(DO THIS): Using the data below, gather each line that includes the word "React".

(MATERIAL FOR THIS TASK):
....................
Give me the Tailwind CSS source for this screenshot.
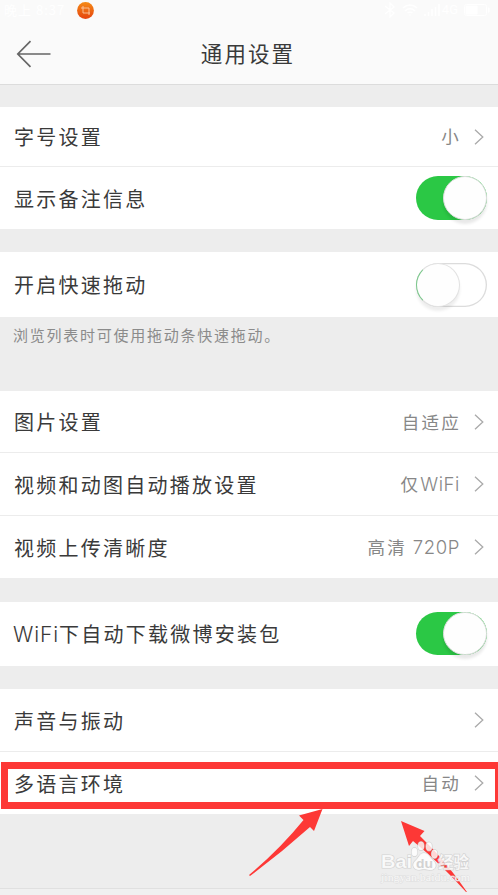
....................
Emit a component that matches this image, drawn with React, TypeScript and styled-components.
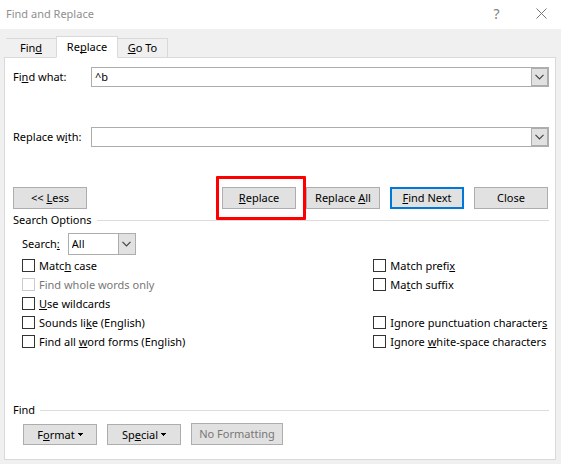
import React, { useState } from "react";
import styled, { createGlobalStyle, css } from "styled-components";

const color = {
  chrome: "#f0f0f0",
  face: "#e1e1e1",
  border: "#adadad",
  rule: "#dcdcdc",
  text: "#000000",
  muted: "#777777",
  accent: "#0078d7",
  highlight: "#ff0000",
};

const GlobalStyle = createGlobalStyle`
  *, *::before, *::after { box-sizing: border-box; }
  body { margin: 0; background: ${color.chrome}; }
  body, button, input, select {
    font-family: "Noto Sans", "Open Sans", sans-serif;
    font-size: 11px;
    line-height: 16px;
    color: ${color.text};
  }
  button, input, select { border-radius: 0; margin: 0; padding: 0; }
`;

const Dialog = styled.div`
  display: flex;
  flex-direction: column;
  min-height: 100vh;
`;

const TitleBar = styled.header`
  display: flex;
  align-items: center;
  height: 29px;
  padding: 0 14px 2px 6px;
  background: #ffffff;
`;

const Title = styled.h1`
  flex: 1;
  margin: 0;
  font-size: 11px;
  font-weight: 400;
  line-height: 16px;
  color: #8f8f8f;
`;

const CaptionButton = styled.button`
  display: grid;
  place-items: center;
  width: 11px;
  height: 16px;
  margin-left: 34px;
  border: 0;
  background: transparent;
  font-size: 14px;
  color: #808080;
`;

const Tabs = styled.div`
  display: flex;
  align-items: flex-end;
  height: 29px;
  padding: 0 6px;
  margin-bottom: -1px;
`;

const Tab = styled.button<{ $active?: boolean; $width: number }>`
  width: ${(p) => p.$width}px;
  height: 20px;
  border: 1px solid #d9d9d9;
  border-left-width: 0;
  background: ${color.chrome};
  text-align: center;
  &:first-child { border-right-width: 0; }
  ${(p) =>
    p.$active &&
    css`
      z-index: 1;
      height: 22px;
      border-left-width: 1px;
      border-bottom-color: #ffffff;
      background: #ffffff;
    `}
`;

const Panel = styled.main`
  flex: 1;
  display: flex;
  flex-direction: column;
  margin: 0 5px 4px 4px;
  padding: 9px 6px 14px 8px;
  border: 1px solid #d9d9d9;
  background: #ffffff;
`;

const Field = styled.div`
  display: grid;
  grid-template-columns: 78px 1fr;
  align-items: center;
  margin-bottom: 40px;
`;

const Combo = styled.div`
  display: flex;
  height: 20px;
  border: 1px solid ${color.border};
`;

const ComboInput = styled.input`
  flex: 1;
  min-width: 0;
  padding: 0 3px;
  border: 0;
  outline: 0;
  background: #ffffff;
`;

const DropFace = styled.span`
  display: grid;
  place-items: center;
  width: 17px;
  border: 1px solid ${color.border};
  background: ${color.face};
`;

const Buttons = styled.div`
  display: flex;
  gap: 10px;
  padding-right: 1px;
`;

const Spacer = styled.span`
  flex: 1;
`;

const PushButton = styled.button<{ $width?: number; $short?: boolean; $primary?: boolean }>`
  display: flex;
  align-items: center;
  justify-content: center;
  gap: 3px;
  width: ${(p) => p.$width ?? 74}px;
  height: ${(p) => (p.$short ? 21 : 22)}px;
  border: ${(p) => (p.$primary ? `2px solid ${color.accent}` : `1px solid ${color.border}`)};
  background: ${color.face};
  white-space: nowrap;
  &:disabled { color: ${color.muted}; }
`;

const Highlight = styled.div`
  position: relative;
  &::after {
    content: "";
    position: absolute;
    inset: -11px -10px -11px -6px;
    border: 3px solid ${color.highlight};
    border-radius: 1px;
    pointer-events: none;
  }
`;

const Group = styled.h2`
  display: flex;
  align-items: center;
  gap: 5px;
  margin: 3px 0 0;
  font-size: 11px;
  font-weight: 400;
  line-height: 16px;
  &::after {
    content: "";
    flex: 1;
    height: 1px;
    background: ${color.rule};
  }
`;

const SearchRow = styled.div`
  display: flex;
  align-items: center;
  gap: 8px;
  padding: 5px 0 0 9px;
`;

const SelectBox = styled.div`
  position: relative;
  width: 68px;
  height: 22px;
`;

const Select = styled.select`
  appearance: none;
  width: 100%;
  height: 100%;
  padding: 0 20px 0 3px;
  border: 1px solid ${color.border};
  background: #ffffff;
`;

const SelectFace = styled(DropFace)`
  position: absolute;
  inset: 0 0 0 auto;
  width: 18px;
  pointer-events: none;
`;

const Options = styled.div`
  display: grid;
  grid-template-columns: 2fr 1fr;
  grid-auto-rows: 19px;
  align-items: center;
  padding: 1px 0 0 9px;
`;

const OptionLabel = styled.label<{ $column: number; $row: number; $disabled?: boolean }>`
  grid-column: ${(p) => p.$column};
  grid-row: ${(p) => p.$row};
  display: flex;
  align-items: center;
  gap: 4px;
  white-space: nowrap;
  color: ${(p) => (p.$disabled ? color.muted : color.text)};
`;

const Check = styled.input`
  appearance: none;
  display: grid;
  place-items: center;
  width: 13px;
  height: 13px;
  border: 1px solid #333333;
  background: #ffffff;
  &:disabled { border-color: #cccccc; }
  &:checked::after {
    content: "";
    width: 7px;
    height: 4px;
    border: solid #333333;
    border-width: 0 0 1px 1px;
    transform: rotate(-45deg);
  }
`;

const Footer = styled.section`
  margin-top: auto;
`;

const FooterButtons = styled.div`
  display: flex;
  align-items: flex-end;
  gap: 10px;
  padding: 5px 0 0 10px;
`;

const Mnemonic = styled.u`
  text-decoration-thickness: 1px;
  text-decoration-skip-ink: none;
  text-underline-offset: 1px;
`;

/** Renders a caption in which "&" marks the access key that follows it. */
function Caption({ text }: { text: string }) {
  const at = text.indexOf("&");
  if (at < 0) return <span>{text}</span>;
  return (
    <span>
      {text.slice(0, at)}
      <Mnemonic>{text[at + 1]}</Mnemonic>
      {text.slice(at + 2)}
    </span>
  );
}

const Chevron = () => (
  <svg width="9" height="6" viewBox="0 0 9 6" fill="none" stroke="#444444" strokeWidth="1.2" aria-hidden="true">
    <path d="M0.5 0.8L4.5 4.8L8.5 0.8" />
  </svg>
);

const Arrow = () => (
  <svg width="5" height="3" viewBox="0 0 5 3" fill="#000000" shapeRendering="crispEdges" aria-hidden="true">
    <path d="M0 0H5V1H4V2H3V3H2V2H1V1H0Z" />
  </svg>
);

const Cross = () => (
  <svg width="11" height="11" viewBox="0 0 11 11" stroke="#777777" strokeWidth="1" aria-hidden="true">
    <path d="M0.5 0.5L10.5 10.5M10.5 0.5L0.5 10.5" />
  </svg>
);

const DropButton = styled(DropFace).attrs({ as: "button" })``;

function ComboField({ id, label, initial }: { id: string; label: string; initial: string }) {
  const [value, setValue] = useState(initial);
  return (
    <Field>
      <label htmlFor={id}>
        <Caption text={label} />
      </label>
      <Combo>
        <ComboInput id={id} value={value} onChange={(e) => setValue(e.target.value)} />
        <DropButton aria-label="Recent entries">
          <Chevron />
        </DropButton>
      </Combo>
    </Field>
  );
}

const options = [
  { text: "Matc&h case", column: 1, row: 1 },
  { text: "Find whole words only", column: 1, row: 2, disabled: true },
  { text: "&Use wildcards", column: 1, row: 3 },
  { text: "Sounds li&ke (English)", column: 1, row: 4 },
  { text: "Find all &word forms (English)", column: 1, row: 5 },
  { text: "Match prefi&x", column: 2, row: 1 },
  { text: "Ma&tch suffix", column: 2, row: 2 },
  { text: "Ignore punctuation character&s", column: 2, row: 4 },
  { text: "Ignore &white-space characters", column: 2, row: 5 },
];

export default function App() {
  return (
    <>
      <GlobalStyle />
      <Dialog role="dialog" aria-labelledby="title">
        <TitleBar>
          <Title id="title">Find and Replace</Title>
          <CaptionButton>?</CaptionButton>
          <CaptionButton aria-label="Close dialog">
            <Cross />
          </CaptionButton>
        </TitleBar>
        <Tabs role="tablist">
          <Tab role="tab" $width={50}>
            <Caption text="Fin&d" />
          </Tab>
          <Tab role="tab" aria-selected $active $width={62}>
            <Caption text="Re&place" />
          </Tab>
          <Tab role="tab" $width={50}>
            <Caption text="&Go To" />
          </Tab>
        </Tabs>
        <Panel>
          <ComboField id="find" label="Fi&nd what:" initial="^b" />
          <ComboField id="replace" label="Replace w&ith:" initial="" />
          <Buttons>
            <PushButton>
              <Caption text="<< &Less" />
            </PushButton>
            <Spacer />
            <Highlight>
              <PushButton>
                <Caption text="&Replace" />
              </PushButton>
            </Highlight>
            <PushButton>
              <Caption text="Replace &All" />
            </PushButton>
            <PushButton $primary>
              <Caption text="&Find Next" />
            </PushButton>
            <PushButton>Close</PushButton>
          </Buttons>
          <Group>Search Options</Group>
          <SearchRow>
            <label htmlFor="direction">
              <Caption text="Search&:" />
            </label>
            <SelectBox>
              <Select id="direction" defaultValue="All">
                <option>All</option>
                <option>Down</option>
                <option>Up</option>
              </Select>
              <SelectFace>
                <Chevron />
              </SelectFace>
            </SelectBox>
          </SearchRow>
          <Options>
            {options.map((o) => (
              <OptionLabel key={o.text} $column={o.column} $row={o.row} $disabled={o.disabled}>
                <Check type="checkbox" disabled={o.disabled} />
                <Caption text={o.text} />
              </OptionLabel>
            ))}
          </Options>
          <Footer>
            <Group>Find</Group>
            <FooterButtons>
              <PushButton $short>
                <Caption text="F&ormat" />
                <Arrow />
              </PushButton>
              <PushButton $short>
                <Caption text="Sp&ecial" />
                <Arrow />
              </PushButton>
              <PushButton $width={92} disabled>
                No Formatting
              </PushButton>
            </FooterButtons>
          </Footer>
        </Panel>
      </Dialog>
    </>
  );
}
....................
(FINAL RESULT):
Emit a component that matches this image, drawn with React, TypeScript and styled-components.
import React, { useState } from "react";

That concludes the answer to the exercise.